Amy Lowell Prize: Jason O’Toole

Jason O’Toole is Poet Laureate Emeritus of North Andover, MA. He serves on the advisory board of the New England Poetry Club, and as treasurer of the Independent Living Resource Center San Francisco. He is the winner of the 2025 Amy Lowell Prize and has been nominated for the Rhysling and the Pushcart Prize.  He was the co-founder of the Anne Bradstreet Prize and serves as judge for the Tom Nattell Peace Poetry Prize and the Capital District Slam Poetry Festival in NY.  Recent poems and prose have appeared in the anthology Love is for All of Us (Storey Publishing), as well as Ghost City Press, The Somerville Times, Phil Lit, Molecule: a tiny lit mag, and Deceleration News.

Jean Pedrick Chapbook Prize: Therese Gleason

Therese Gleason (she/her/hers) is author of three poetry chapbooks: Hemicrania (Chestnut Review, 2024), winner of the 2025 Jean Pedrick Chapbook Prize from the New England Poetry Club; Matrilineal (Finishing Line, 2021), honorable mention, 2022 Jean Pedrick Chapbook Prize; and Libation (2006), co-winner, South Carolina Poetry Initiative Chapbook Competition.
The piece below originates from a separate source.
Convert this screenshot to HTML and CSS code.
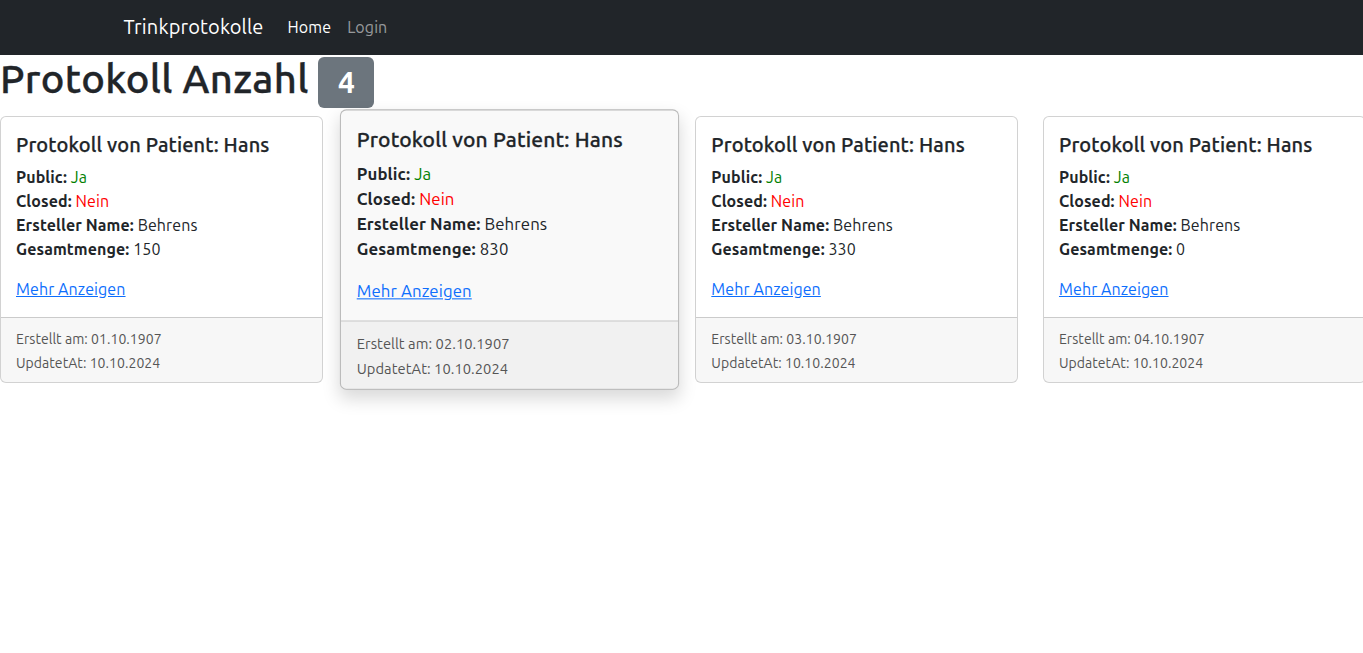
FILE: index.html
```html
<!DOCTYPE html>
<html lang="de">
<head>
<meta charset="utf-8">
<title>Trinkprotokolle</title>
<link rel="stylesheet" href="styles.css">
</head>
<body>
<nav class="navbar">
  <div class="nav-container">
    <a class="brand" href="#">Trinkprotokolle</a>
    <ul class="nav">
      <li><a class="nav-link active" href="#">Home</a></li>
      <li><a class="nav-link" href="#">Login</a></li>
    </ul>
  </div>
</nav>
<main class="page">
  <h1 class="heading">Protokoll Anzahl <span class="badge">4</span></h1>
  <div class="cards">
    <div class="card">
      <div class="card-body">
        <h5 class="card-title">Protokoll von Patient: Hans</h5>
        <p class="card-text">
          <strong>Public:</strong> <span class="yes">Ja</span><br>
          <strong>Closed:</strong> <span class="no">Nein</span><br>
          <strong>Ersteller Name:</strong> Behrens<br>
          <strong>Gesamtmenge:</strong> 150
        </p>
        <a class="more" href="#">Mehr Anzeigen</a>
      </div>
      <div class="card-footer">
        <div><small>Erstellt am: 01.10.1907</small></div>
        <div><small>UpdatetAt: 10.10.2024</small></div>
      </div>
    </div>
    <div class="card hovered">
      <div class="card-body">
        <h5 class="card-title">Protokoll von Patient: Hans</h5>
        <p class="card-text">
          <strong>Public:</strong> <span class="yes">Ja</span><br>
          <strong>Closed:</strong> <span class="no">Nein</span><br>
          <strong>Ersteller Name:</strong> Behrens<br>
          <strong>Gesamtmenge:</strong> 830
        </p>
        <a class="more" href="#">Mehr Anzeigen</a>
      </div>
      <div class="card-footer">
        <div><small>Erstellt am: 02.10.1907</small></div>
        <div><small>UpdatetAt: 10.10.2024</small></div>
      </div>
    </div>
    <div class="card">
      <div class="card-body">
        <h5 class="card-title">Protokoll von Patient: Hans</h5>
        <p class="card-text">
          <strong>Public:</strong> <span class="yes">Ja</span><br>
          <strong>Closed:</strong> <span class="no">Nein</span><br>
          <strong>Ersteller Name:</strong> Behrens<br>
          <strong>Gesamtmenge:</strong> 330
        </p>
        <a class="more" href="#">Mehr Anzeigen</a>
      </div>
      <div class="card-footer">
        <div><small>Erstellt am: 03.10.1907</small></div>
        <div><small>UpdatetAt: 10.10.2024</small></div>
      </div>
    </div>
    <div class="card">
      <div class="card-body">
        <h5 class="card-title">Protokoll von Patient: Hans</h5>
        <p class="card-text">
          <strong>Public:</strong> <span class="yes">Ja</span><br>
          <strong>Closed:</strong> <span class="no">Nein</span><br>
          <strong>Ersteller Name:</strong> Behrens<br>
          <strong>Gesamtmenge:</strong> 0
        </p>
        <a class="more" href="#">Mehr Anzeigen</a>
      </div>
      <div class="card-footer">
        <div><small>Erstellt am: 04.10.1907</small></div>
        <div><small>UpdatetAt: 10.10.2024</small></div>
      </div>
    </div>
  </div>
</main>
</body>
</html>
```
FILE: styles.css
```css
* { box-sizing: border-box; }
html, body { margin: 0; padding: 0; }
body {
  font-family: Ubuntu, "Noto Sans", "Liberation Sans", sans-serif;
  font-size: 16px;
  line-height: 1.5;
  color: #212529;
  background: #fff;
}
.navbar {
  background: #212529;
  height: 55px;
  display: flex;
  align-items: center;
}
.nav-container {
  width: 1140px;
  margin: 0 auto;
  padding: 0 12px;
  display: flex;
  align-items: center;
  position: relative;
  top: -1px;
}
.brand {
  color: #fff;
  font-size: 20px;
  text-decoration: none;
  margin-right: 16px;
  line-height: 30px;
  letter-spacing: 0.15px;
}
.nav {
  list-style: none;
  margin: 0;
  padding: 0;
  display: flex;
}
.nav-link {
  display: block;
  padding: 8px;
  color: rgba(255, 255, 255, 0.55);
  text-decoration: none;
  letter-spacing: 0.1px;
}
.nav-link.active { color: #fff; }
.page {
  overflow: hidden;
  padding-bottom: 48px;
}
.heading {
  margin: 0;
  font-size: 40px;
  font-weight: 500;
  line-height: 1.2;
  letter-spacing: 0.35px;
  -webkit-text-stroke: 0.35px #212529;
}
.badge {
  display: inline-block;
  background: #6c757d;
  color: #fff;
  font-size: 0.75em;
  font-weight: 700;
  line-height: 1;
  padding: 0.35em 0.65em;
  border-radius: 6px;
  vertical-align: baseline;
  letter-spacing: 0;
  -webkit-text-stroke: 0;
}
.cards {
  display: flex;
  gap: 24.67px;
  margin-top: 8px;
  width: 1366px;
}
.card {
  flex: 0 0 323px;
  border: 1px solid rgba(0, 0, 0, 0.175);
  border-radius: 6px;
  background: #fff;
  overflow: hidden;
  display: flex;
  flex-direction: column;
}
.card.hovered {
  transform: scale(1.05);
  background: #f9f9f9;
  border-color: rgba(0, 0, 0, 0.25);
  box-shadow: 0 8px 16px rgba(0, 0, 0, 0.15);
}
.card-body {
  padding: 16px 16px 16px 15px;
}
.card-title {
  margin: 0 0 8px;
  font-size: 20px;
  font-weight: 500;
  line-height: 1.2;
  letter-spacing: 0.15px;
  -webkit-text-stroke: 0.25px #212529;
}
.card-text {
  margin: 0 0 16px;
  letter-spacing: 0.1px;
}
.yes { color: green; }
.no { color: red; }
.more {
  color: #0d6efd;
  text-decoration: underline;
  letter-spacing: 0.1px;
}
.card-footer {
  padding: 8px 16px 8px 15px;
  background: rgba(0, 0, 0, 0.03);
  border-top: 1px solid rgba(0, 0, 0, 0.175);
  color: #555;
}
.card-footer small { font-size: 14px; letter-spacing: 0.05px; }
```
Her poetry, flash, and essays appear in 32 Poems, Cincinnati Review, Indiana Review, New Ohio Review, Rattle–Poets Respond, and elsewhere. Originally from Louisville, Kentucky, she currently lives with her family in Worcester, Massachusetts. (Online: theresegleason.com).

Sheila Margaret Motton Book Prize: Heather Treseler

Heather Treseler is author of Auguries & Divinations, which received the 2025 Massachusetts Book Award in poetry, the Sheila Margaret Motton Prize, and the May Sarton Poetry Prize, and two chapbooks, Hard Bargain and Parturition. Her work has received a Pushcart Prize, the W. B. Yeats Prize, Narrative magazine’s poetry prize, and the Editors’ Prize from The Missouri Review, and support from the Mass Cultural Council and the American Academy of Arts and Sciences. Her poems appear in Harvard Review, The Iowa Review, The Irish Times, and Kenyon Review. Her essays appear in the Los Angeles Review of Books, Boston Review, and in eight books about contemporary poetry. She is professor of English at Worcester State University and a scholar at the Brandeis Women’s Studies Research Center.